** begin **

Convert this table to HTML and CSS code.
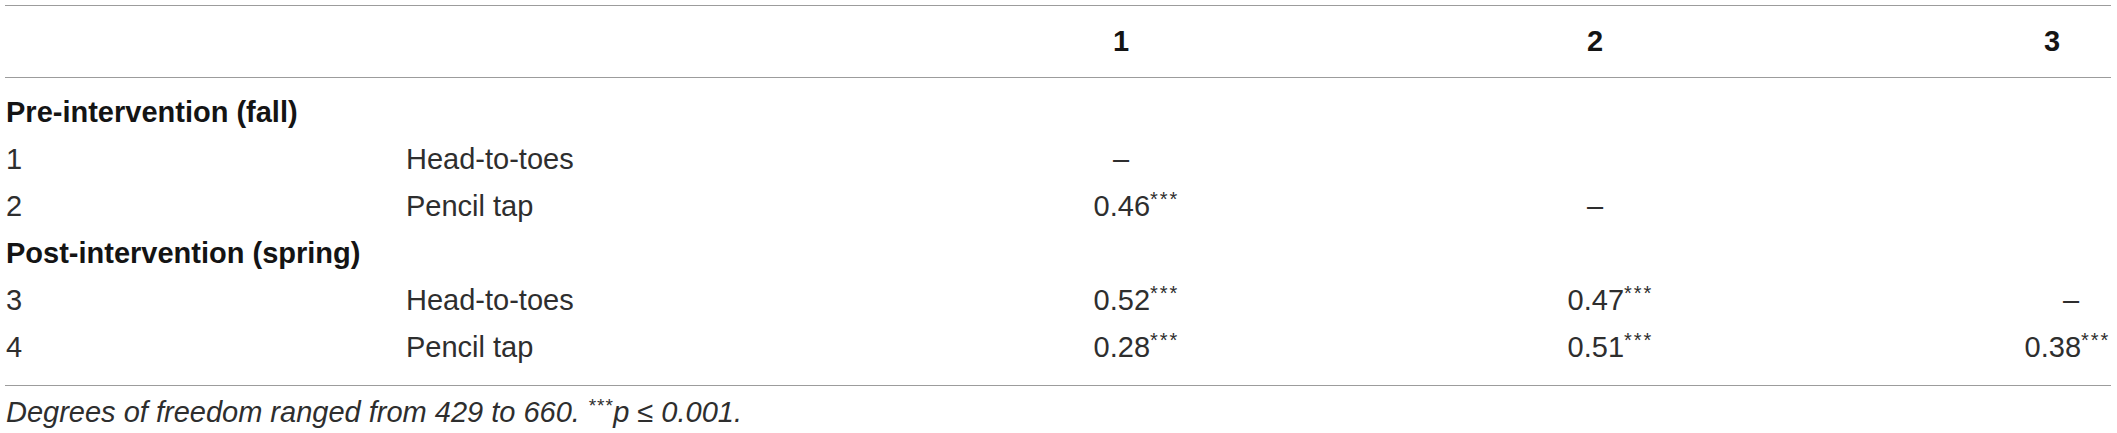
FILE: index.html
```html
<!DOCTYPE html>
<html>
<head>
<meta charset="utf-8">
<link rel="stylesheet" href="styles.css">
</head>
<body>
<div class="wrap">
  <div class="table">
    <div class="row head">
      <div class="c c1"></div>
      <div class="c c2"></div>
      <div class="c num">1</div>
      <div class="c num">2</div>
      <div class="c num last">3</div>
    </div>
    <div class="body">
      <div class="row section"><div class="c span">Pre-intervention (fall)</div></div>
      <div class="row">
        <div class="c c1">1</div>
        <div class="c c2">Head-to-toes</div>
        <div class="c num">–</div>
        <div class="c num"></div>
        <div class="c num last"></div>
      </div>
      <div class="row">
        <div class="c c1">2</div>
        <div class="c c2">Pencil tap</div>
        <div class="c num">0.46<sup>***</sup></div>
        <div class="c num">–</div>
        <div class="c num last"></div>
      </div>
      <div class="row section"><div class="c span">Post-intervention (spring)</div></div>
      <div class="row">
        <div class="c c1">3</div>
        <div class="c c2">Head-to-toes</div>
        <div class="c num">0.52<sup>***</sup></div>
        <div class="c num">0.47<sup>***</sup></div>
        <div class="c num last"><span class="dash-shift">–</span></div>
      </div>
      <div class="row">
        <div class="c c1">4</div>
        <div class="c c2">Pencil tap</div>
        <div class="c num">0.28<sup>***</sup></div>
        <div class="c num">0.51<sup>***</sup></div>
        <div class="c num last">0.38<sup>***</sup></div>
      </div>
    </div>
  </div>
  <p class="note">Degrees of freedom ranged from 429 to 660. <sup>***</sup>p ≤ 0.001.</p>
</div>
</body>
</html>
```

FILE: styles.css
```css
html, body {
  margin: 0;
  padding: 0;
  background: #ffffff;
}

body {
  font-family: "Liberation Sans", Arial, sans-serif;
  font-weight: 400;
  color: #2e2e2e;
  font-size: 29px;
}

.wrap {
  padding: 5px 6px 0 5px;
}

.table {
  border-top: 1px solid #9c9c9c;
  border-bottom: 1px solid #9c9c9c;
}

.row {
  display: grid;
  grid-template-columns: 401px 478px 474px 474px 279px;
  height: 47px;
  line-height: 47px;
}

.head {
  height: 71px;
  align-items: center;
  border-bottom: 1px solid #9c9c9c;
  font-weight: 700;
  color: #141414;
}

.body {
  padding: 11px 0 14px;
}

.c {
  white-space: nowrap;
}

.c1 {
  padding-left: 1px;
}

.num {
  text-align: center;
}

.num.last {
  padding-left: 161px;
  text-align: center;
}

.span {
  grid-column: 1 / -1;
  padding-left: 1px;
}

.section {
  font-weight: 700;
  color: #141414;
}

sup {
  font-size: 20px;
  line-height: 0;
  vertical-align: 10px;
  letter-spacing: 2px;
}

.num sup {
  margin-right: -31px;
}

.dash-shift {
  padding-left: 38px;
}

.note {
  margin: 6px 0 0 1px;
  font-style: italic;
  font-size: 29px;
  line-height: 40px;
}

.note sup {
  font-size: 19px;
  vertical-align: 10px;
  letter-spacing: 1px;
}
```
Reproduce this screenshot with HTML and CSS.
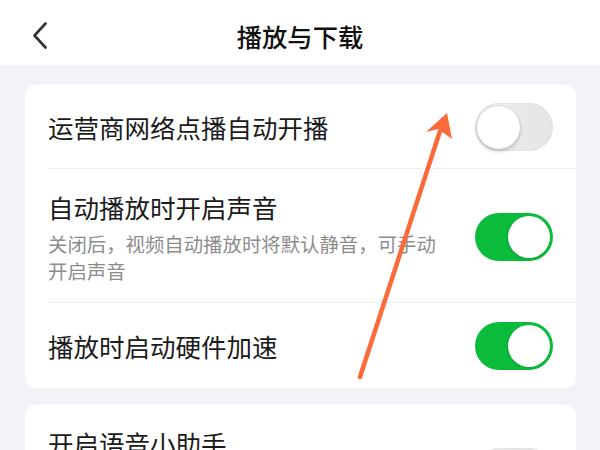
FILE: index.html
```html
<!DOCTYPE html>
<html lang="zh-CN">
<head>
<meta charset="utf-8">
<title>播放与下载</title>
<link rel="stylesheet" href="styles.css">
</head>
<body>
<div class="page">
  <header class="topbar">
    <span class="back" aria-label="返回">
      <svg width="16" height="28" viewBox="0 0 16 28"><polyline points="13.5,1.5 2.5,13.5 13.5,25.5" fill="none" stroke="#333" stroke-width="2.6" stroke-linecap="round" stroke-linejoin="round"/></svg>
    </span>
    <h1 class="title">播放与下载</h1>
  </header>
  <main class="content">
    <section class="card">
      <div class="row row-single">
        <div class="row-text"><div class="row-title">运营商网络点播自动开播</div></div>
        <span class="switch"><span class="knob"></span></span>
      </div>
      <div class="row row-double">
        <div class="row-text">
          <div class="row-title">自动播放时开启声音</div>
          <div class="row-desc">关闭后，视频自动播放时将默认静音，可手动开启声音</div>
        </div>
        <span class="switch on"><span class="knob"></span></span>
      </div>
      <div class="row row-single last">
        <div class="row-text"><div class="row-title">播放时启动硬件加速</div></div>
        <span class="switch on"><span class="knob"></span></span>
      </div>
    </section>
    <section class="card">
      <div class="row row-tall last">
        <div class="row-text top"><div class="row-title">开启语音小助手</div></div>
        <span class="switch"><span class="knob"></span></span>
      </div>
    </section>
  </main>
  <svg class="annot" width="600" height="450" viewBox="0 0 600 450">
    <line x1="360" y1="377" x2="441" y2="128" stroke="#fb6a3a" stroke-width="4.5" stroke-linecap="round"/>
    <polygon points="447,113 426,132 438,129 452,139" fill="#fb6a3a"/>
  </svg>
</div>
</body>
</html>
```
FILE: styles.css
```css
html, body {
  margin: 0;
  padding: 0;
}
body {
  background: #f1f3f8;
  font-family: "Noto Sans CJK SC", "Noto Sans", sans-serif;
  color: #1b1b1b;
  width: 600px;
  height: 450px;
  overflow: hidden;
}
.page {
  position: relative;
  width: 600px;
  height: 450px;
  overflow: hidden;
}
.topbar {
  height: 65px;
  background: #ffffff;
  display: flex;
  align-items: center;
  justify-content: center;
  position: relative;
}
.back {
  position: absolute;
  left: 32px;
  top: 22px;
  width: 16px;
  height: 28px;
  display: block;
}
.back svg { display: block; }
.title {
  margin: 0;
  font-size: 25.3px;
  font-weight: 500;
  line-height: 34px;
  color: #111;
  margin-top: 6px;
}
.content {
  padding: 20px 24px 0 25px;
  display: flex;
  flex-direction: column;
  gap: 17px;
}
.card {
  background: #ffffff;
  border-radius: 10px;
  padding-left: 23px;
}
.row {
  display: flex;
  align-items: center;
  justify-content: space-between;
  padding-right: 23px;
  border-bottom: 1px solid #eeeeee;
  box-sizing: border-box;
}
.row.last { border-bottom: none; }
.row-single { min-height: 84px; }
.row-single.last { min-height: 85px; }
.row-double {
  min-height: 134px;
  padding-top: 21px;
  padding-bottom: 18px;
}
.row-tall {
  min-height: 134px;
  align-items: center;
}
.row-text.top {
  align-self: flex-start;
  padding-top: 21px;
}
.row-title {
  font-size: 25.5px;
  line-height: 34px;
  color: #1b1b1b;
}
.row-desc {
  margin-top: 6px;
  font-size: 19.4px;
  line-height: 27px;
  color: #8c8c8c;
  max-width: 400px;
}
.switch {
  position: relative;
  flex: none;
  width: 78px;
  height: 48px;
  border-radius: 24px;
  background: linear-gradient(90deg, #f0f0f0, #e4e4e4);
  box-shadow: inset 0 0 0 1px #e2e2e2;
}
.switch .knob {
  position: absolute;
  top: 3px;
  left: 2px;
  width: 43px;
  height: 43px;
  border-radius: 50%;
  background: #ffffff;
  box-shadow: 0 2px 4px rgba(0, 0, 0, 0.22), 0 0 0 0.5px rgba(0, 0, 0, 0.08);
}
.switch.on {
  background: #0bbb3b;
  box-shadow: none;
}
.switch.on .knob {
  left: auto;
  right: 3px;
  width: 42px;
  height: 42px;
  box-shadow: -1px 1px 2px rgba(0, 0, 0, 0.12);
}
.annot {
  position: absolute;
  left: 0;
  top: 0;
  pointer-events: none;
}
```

** end **

_DIRECTIVE_
The pictures in the entries should be left out; output everything else exactly.

_RESPONSE TO THIS EXERCISE_
Convert this table to HTML and CSS code.
FILE: index.html
```html
<!DOCTYPE html>
<html>
<head>
<meta charset="utf-8">
<link rel="stylesheet" href="styles.css">
</head>
<body>
<div class="wrap">
  <div class="table">
    <div class="row head">
      <div class="c c1"></div>
      <div class="c c2"></div>
      <div class="c num">1</div>
      <div class="c num">2</div>
      <div class="c num last">3</div>
    </div>
    <div class="body">
      <div class="row section"><div class="c span">Pre-intervention (fall)</div></div>
      <div class="row">
        <div class="c c1">1</div>
        <div class="c c2">Head-to-toes</div>
        <div class="c num">–</div>
        <div class="c num"></div>
        <div class="c num last"></div>
      </div>
      <div class="row">
        <div class="c c1">2</div>
        <div class="c c2">Pencil tap</div>
        <div class="c num">0.46<sup>***</sup></div>
        <div class="c num">–</div>
        <div class="c num last"></div>
      </div>
      <div class="row section"><div class="c span">Post-intervention (spring)</div></div>
      <div class="row">
        <div class="c c1">3</div>
        <div class="c c2">Head-to-toes</div>
        <div class="c num">0.52<sup>***</sup></div>
        <div class="c num">0.47<sup>***</sup></div>
        <div class="c num last"><span class="dash-shift">–</span></div>
      </div>
      <div class="row">
        <div class="c c1">4</div>
        <div class="c c2">Pencil tap</div>
        <div class="c num">0.28<sup>***</sup></div>
        <div class="c num">0.51<sup>***</sup></div>
        <div class="c num last">0.38<sup>***</sup></div>
      </div>
    </div>
  </div>
  <p class="note">Degrees of freedom ranged from 429 to 660. <sup>***</sup>p ≤ 0.001.</p>
</div>
</body>
</html>
```

FILE: styles.css
```css
html, body {
  margin: 0;
  padding: 0;
  background: #ffffff;
}

body {
  font-family: "Liberation Sans", Arial, sans-serif;
  font-weight: 400;
  color: #2e2e2e;
  font-size: 29px;
}

.wrap {
  padding: 5px 6px 0 5px;
}

.table {
  border-top: 1px solid #9c9c9c;
  border-bottom: 1px solid #9c9c9c;
}

.row {
  display: grid;
  grid-template-columns: 401px 478px 474px 474px 279px;
  height: 47px;
  line-height: 47px;
}

.head {
  height: 71px;
  align-items: center;
  border-bottom: 1px solid #9c9c9c;
  font-weight: 700;
  color: #141414;
}

.body {
  padding: 11px 0 14px;
}

.c {
  white-space: nowrap;
}

.c1 {
  padding-left: 1px;
}

.num {
  text-align: center;
}

.num.last {
  padding-left: 161px;
  text-align: center;
}

.span {
  grid-column: 1 / -1;
  padding-left: 1px;
}

.section {
  font-weight: 700;
  color: #141414;
}

sup {
  font-size: 20px;
  line-height: 0;
  vertical-align: 10px;
  letter-spacing: 2px;
}

.num sup {
  margin-right: -31px;
}

.dash-shift {
  padding-left: 38px;
}

.note {
  margin: 6px 0 0 1px;
  font-style: italic;
  font-size: 29px;
  line-height: 40px;
}

.note sup {
  font-size: 19px;
  vertical-align: 10px;
  letter-spacing: 1px;
}
```
Reproduce this screenshot with HTML and CSS.
FILE: index.html
```html
<!DOCTYPE html>
<html lang="zh-CN">
<head>
<meta charset="utf-8">
<title>播放与下载</title>
<link rel="stylesheet" href="styles.css">
</head>
<body>
<div class="page">
  <header class="topbar">
    <span class="back" aria-label="返回">
      <svg width="16" height="28" viewBox="0 0 16 28"><polyline points="13.5,1.5 2.5,13.5 13.5,25.5" fill="none" stroke="#333" stroke-width="2.6" stroke-linecap="round" stroke-linejoin="round"/></svg>
    </span>
    <h1 class="title">播放与下载</h1>
  </header>
  <main class="content">
    <section class="card">
      <div class="row row-single">
        <div class="row-text"><div class="row-title">运营商网络点播自动开播</div></div>
        <span class="switch"><span class="knob"></span></span>
      </div>
      <div class="row row-double">
        <div class="row-text">
          <div class="row-title">自动播放时开启声音</div>
          <div class="row-desc">关闭后，视频自动播放时将默认静音，可手动开启声音</div>
        </div>
        <span class="switch on"><span class="knob"></span></span>
      </div>
      <div class="row row-single last">
        <div class="row-text"><div class="row-title">播放时启动硬件加速</div></div>
        <span class="switch on"><span class="knob"></span></span>
      </div>
    </section>
    <section class="card">
      <div class="row row-tall last">
        <div class="row-text top"><div class="row-title">开启语音小助手</div></div>
        <span class="switch"><span class="knob"></span></span>
      </div>
    </section>
  </main>
  <svg class="annot" width="600" height="450" viewBox="0 0 600 450">
    <line x1="360" y1="377" x2="441" y2="128" stroke="#fb6a3a" stroke-width="4.5" stroke-linecap="round"/>
    <polygon points="447,113 426,132 438,129 452,139" fill="#fb6a3a"/>
  </svg>
</div>
</body>
</html>
```
FILE: styles.css
```css
html, body {
  margin: 0;
  padding: 0;
}
body {
  background: #f1f3f8;
  font-family: "Noto Sans CJK SC", "Noto Sans", sans-serif;
  color: #1b1b1b;
  width: 600px;
  height: 450px;
  overflow: hidden;
}
.page {
  position: relative;
  width: 600px;
  height: 450px;
  overflow: hidden;
}
.topbar {
  height: 65px;
  background: #ffffff;
  display: flex;
  align-items: center;
  justify-content: center;
  position: relative;
}
.back {
  position: absolute;
  left: 32px;
  top: 22px;
  width: 16px;
  height: 28px;
  display: block;
}
.back svg { display: block; }
.title {
  margin: 0;
  font-size: 25.3px;
  font-weight: 500;
  line-height: 34px;
  color: #111;
  margin-top: 6px;
}
.content {
  padding: 20px 24px 0 25px;
  display: flex;
  flex-direction: column;
  gap: 17px;
}
.card {
  background: #ffffff;
  border-radius: 10px;
  padding-left: 23px;
}
.row {
  display: flex;
  align-items: center;
  justify-content: space-between;
  padding-right: 23px;
  border-bottom: 1px solid #eeeeee;
  box-sizing: border-box;
}
.row.last { border-bottom: none; }
.row-single { min-height: 84px; }
.row-single.last { min-height: 85px; }
.row-double {
  min-height: 134px;
  padding-top: 21px;
  padding-bottom: 18px;
}
.row-tall {
  min-height: 134px;
  align-items: center;
}
.row-text.top {
  align-self: flex-start;
  padding-top: 21px;
}
.row-title {
  font-size: 25.5px;
  line-height: 34px;
  color: #1b1b1b;
}
.row-desc {
  margin-top: 6px;
  font-size: 19.4px;
  line-height: 27px;
  color: #8c8c8c;
  max-width: 400px;
}
.switch {
  position: relative;
  flex: none;
  width: 78px;
  height: 48px;
  border-radius: 24px;
  background: linear-gradient(90deg, #f0f0f0, #e4e4e4);
  box-shadow: inset 0 0 0 1px #e2e2e2;
}
.switch .knob {
  position: absolute;
  top: 3px;
  left: 2px;
  width: 43px;
  height: 43px;
  border-radius: 50%;
  background: #ffffff;
  box-shadow: 0 2px 4px rgba(0, 0, 0, 0.22), 0 0 0 0.5px rgba(0, 0, 0, 0.08);
}
.switch.on {
  background: #0bbb3b;
  box-shadow: none;
}
.switch.on .knob {
  left: auto;
  right: 3px;
  width: 42px;
  height: 42px;
  box-shadow: -1px 1px 2px rgba(0, 0, 0, 0.12);
}
.annot {
  position: absolute;
  left: 0;
  top: 0;
  pointer-events: none;
}
```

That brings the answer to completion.